**Goal**. Where the data below has the string "index", return the whole line.

**Source excerpt**.
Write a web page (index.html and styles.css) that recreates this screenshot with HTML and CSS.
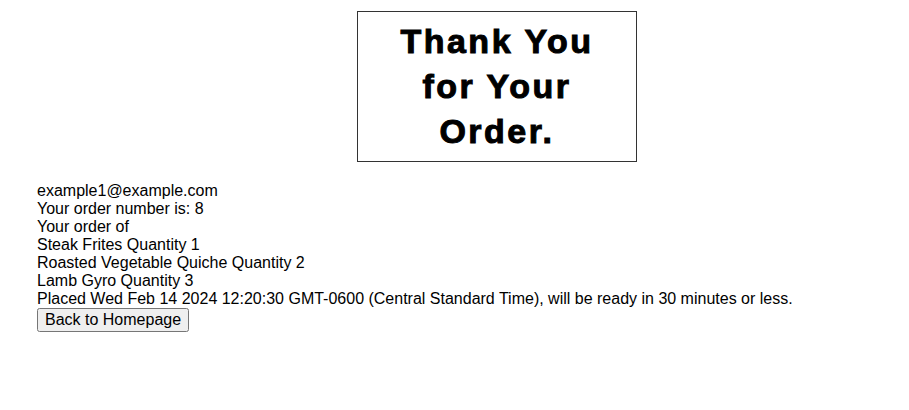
FILE: index.html
```html
<!DOCTYPE html>
<html>
<head>
<meta charset="utf-8">
<link rel="stylesheet" href="styles.css">
</head>
<body>
<div class="card">
  <h1 class="title">Thank You for Your Order.</h1>
</div>
<div class="details">
  <div>example1@example.com</div>
  <div>Your order number is: 8</div>
  <div>Your order of</div>
  <div>Steak Frites Quantity 1</div>
  <div>Roasted Vegetable Quiche Quantity 2</div>
  <div>Lamb Gyro Quantity 3</div>
  <div>Placed Wed Feb 14 2024 12:20:30 GMT-0600 (Central Standard Time), will be ready in 30 minutes or less.</div>
  <button class="home-btn">Back to Homepage</button>
</div>
</body>
</html>
```
FILE: styles.css
```css
body {
  margin: 8px;
  font-family: "Liberation Sans", Arial, sans-serif;
  font-size: 16px;
  color: #000;
  background: #fff;
}
.card {
  width: 278px;
  margin: 3px 0 0 349px;
  border: 1px solid #333;
  padding: 7px 0;
}
.title {
  margin: 0 auto;
  width: 230px;
  text-align: center;
  font-size: 34px;
  line-height: 45px;
  font-weight: 900;
  letter-spacing: 2.5px;
  -webkit-text-stroke: 1px #000;
}
.details {
  margin: 20px 0 0 29px;
  line-height: 18px;
}
.home-btn {
  font-family: inherit;
  font-size: 16px;
  margin: 0;
  padding: 1px 6px;
}
```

**Solution below**.
Write a web page (index.html and styles.css) that recreates this screenshot with HTML and CSS.
FILE: index.html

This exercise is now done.